■ TASK REQUIREMENTS ■
Set down the data below without change, skipping the pictures it holds.

■ RECORDED DATA ■
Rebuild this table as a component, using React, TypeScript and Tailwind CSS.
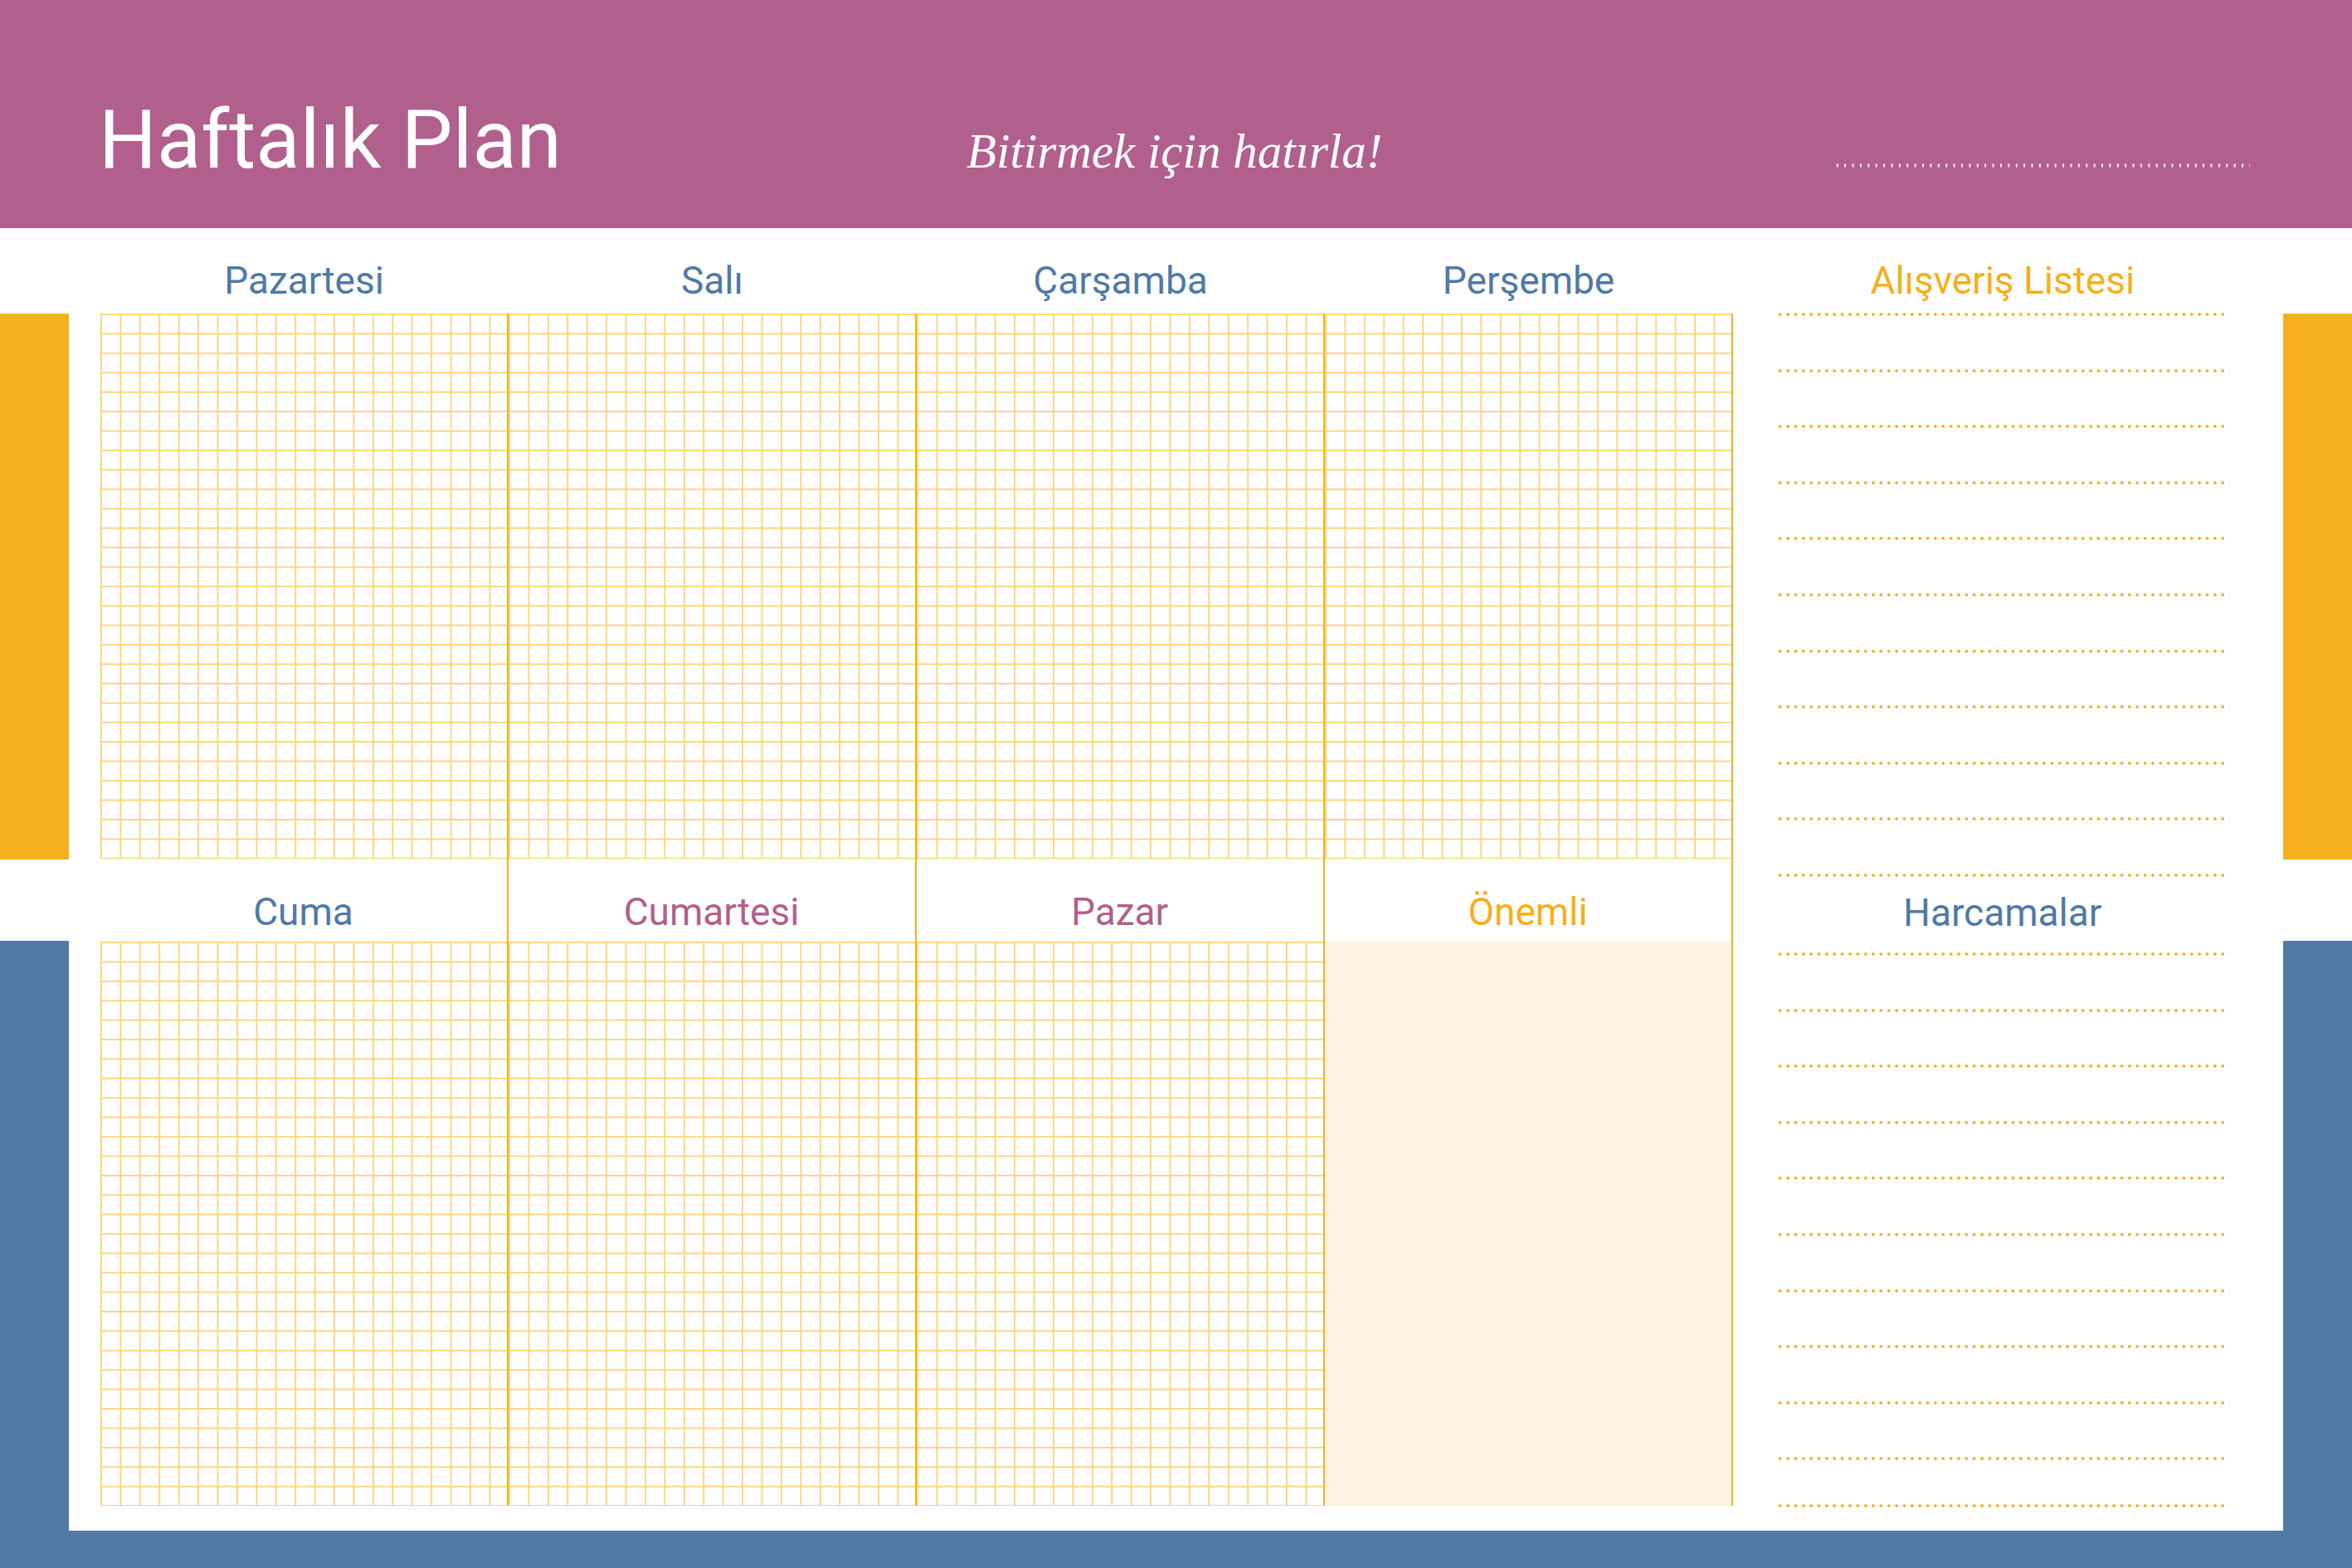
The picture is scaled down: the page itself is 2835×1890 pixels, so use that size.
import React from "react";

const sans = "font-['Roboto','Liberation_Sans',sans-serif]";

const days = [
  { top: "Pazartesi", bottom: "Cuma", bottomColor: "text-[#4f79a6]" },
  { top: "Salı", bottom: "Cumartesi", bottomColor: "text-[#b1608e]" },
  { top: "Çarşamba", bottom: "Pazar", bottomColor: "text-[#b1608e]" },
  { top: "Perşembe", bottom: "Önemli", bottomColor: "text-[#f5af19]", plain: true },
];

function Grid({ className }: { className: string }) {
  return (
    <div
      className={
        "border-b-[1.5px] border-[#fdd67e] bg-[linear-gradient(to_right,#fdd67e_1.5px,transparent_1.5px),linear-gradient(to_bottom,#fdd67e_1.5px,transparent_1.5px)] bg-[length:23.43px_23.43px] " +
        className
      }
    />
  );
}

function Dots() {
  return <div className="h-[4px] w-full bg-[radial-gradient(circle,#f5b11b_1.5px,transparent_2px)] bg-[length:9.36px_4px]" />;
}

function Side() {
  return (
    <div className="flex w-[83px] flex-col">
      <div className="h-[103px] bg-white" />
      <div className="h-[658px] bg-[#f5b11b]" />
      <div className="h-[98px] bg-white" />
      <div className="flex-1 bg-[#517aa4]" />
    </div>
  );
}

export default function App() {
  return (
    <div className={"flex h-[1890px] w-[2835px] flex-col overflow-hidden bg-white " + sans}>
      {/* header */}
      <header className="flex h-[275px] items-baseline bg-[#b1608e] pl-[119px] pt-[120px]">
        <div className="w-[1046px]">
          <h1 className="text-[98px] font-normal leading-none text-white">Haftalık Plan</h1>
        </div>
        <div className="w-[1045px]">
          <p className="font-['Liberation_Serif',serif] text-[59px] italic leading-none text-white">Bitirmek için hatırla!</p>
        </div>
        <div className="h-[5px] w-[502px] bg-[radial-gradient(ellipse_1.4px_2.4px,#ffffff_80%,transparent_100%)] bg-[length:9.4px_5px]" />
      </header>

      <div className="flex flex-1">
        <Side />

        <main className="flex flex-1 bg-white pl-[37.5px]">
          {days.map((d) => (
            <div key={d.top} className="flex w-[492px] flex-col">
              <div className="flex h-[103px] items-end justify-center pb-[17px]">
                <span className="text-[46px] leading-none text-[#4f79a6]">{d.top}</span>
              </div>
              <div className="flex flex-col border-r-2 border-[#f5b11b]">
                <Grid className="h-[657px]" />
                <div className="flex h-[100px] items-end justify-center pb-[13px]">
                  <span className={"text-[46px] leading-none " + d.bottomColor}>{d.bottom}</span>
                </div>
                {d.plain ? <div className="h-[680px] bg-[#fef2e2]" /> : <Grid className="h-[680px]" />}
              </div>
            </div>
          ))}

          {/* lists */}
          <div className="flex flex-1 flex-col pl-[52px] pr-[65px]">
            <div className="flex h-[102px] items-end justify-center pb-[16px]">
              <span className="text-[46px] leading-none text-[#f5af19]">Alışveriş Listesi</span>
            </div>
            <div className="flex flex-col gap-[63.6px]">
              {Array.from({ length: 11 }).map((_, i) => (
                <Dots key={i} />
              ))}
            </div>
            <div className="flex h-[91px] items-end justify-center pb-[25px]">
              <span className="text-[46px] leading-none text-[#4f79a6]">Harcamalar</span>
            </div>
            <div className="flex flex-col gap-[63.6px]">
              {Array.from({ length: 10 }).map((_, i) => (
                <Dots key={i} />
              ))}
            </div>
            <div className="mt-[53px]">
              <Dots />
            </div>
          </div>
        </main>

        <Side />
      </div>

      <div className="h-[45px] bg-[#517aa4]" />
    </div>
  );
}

■ FULL ANSWER ■
Rebuild this table as a component, using React, TypeScript and Tailwind CSS.
The picture is scaled down: the page itself is 2835×1890 pixels, so use that size.
import React from "react";

const sans = "font-['Roboto','Liberation_Sans',sans-serif]";

const days = [
  { top: "Pazartesi", bottom: "Cuma", bottomColor: "text-[#4f79a6]" },
  { top: "Salı", bottom: "Cumartesi", bottomColor: "text-[#b1608e]" },
  { top: "Çarşamba", bottom: "Pazar", bottomColor: "text-[#b1608e]" },
  { top: "Perşembe", bottom: "Önemli", bottomColor: "text-[#f5af19]", plain: true },
];

function Grid({ className }: { className: string }) {
  return (
    <div
      className={
        "border-b-[1.5px] border-[#fdd67e] bg-[linear-gradient(to_right,#fdd67e_1.5px,transparent_1.5px),linear-gradient(to_bottom,#fdd67e_1.5px,transparent_1.5px)] bg-[length:23.43px_23.43px] " +
        className
      }
    />
  );
}

function Dots() {
  return <div className="h-[4px] w-full bg-[radial-gradient(circle,#f5b11b_1.5px,transparent_2px)] bg-[length:9.36px_4px]" />;
}

function Side() {
  return (
    <div className="flex w-[83px] flex-col">
      <div className="h-[103px] bg-white" />
      <div className="h-[658px] bg-[#f5b11b]" />
      <div className="h-[98px] bg-white" />
      <div className="flex-1 bg-[#517aa4]" />
    </div>
  );
}

export default function App() {
  return (
    <div className={"flex h-[1890px] w-[2835px] flex-col overflow-hidden bg-white " + sans}>
      {/* header */}
      <header className="flex h-[275px] items-baseline bg-[#b1608e] pl-[119px] pt-[120px]">
        <div className="w-[1046px]">
          <h1 className="text-[98px] font-normal leading-none text-white">Haftalık Plan</h1>
        </div>
        <div className="w-[1045px]">
          <p className="font-['Liberation_Serif',serif] text-[59px] italic leading-none text-white">Bitirmek için hatırla!</p>
        </div>
        <div className="h-[5px] w-[502px] bg-[radial-gradient(ellipse_1.4px_2.4px,#ffffff_80%,transparent_100%)] bg-[length:9.4px_5px]" />
      </header>

      <div className="flex flex-1">
        <Side />

        <main className="flex flex-1 bg-white pl-[37.5px]">
          {days.map((d) => (
            <div key={d.top} className="flex w-[492px] flex-col">
              <div className="flex h-[103px] items-end justify-center pb-[17px]">
                <span className="text-[46px] leading-none text-[#4f79a6]">{d.top}</span>
              </div>
              <div className="flex flex-col border-r-2 border-[#f5b11b]">
                <Grid className="h-[657px]" />
                <div className="flex h-[100px] items-end justify-center pb-[13px]">
                  <span className={"text-[46px] leading-none " + d.bottomColor}>{d.bottom}</span>
                </div>
                {d.plain ? <div className="h-[680px] bg-[#fef2e2]" /> : <Grid className="h-[680px]" />}
              </div>
            </div>
          ))}

          {/* lists */}
          <div className="flex flex-1 flex-col pl-[52px] pr-[65px]">
            <div className="flex h-[102px] items-end justify-center pb-[16px]">
              <span className="text-[46px] leading-none text-[#f5af19]">Alışveriş Listesi</span>
            </div>
            <div className="flex flex-col gap-[63.6px]">
              {Array.from({ length: 11 }).map((_, i) => (
                <Dots key={i} />
              ))}
            </div>
            <div className="flex h-[91px] items-end justify-center pb-[25px]">
              <span className="text-[46px] leading-none text-[#4f79a6]">Harcamalar</span>
            </div>
            <div className="flex flex-col gap-[63.6px]">
              {Array.from({ length: 10 }).map((_, i) => (
                <Dots key={i} />
              ))}
            </div>
            <div className="mt-[53px]">
              <Dots />
            </div>
          </div>
        </main>

        <Side />
      </div>

      <div className="h-[45px] bg-[#517aa4]" />
    </div>
  );
}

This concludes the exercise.